TC Electronic’s AEON String Sustainer has been out for a few years now, but I recently got my hands on one for the first time and there’s some very competitive ‘street’ pricing now, so I wanted to offer readers my thoughts on it.
There are no prizes for guessing that it works on the same principles as the EBow, which was developed in the US by Greg Heet some half a century ago and allows electric guitar players (and players of some other steel‑stringed instruments, including acoustic guitars) to sustain single notes indefinitely. The way it works is that a pickup coil picks up the vibration from the guitar string, and this is then amplified and fed back to the string via a second coil. This causes the string to keep on vibrating, and the resulting sound is somewhat like a bowed string. In my experience — I’ve used various takes on the concept over the years — this type of sustainer usually needs a good helping hand from reverb or delay to make it sound really lush.

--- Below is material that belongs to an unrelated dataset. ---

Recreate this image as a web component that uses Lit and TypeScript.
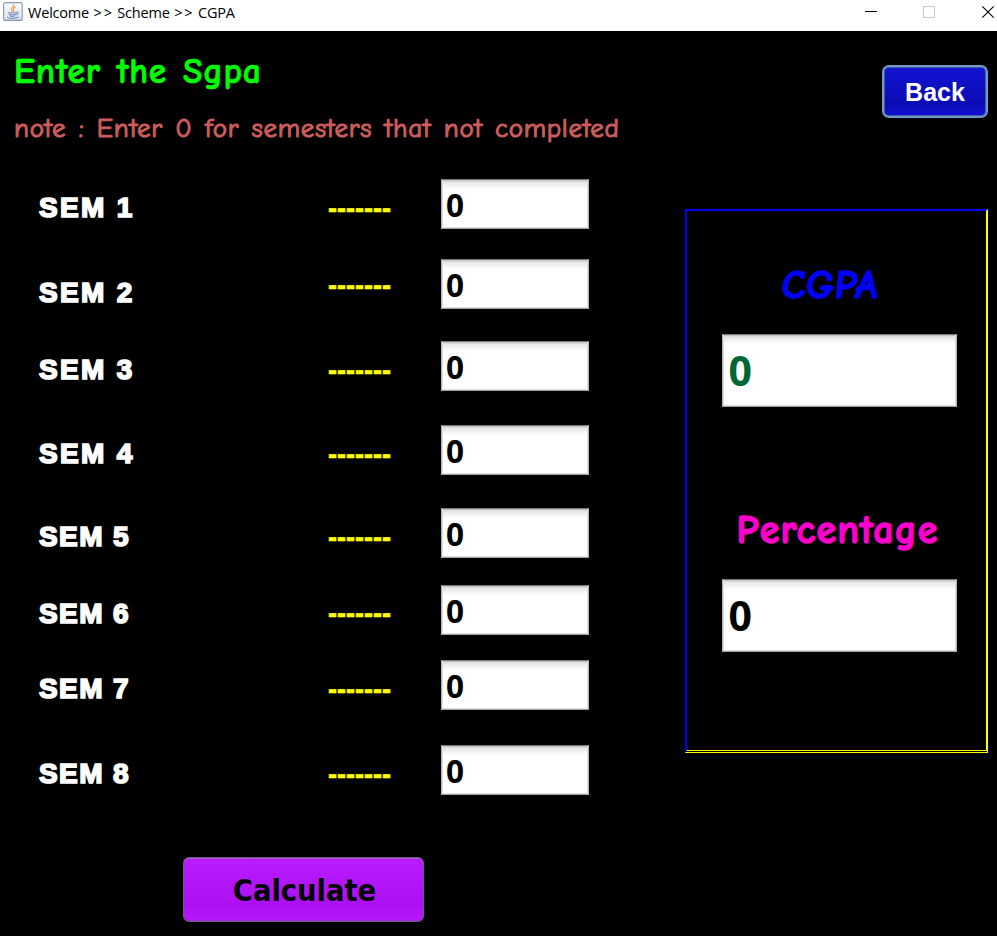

Unlike the latest‑generation EBow, the AEON has no harmonic mode, which is created by inverting the signal fed to the second coil. The only feature this TC device has that the original EBow didn’t is that it is designed to turn itself off if left unused for more than eight minutes. It might seem a small detail, but given the number of batteries I’ve killed by leaving my EBow switched on, it’s a very welcome addition!
Also unlike the EBow, with its squat profile, the AEON String Sustainer is taller than it is wide and looks not unlike a chubby cigarette lighter. The 9V battery that powers it slides in from the top and is held by a clip, so it’s very easy to change, although you need to look inside to make sure you fit the battery the correct way round as it is possible to push it in either way. A small button turns on the power and an LED in the base of the unit shows that it is active.
It is designed to turn itself off if left unused for more than eight minutes... given the number of batteries I’ve killed by leaving my EBow switched on, it’s a very welcome addition!
The base of the unit has grooves to locate the unit over the strings, either side of the one you intend to play, and these are nicely smoothed, making it easy to position the device correctly. As with the EBow, moving the device along the string and closer to a pickup creates tonal changes and volume swells, so you’ll need to experiment for a while to get the hang of using it before you can get the best results reliably.
In use, I found that the AEON String Sustainer behaved and sounded much like an EBow. I felt that it took slightly longer to get the notes to ‘speak’ but perhaps that was down to my playing position; after using an EBow for decades, switching to a differently‑shaped device does take a little getting used to.
Given all the similarities, then, why would you consider buying the TC AEON String Sustainer rather than sticking with the tried‑and‑tested EBow? The main reason is the price: an EBow typically retails at around £100 $100, whereas the AEON String Sustainer costs rather less, particularly here in the UK where ads from some of the popular UK music stores suggest they can be bought for under £30 typically about $70 but hunt around and they can be had for less. That’s why I decided to buy one as a backup for gigs, but if you just want to dip a toe into the waters of infinite sustain, AEON does the job well and is a very cost‑effective way to achieve it. And that battery-saving option could be viewed as a big plus!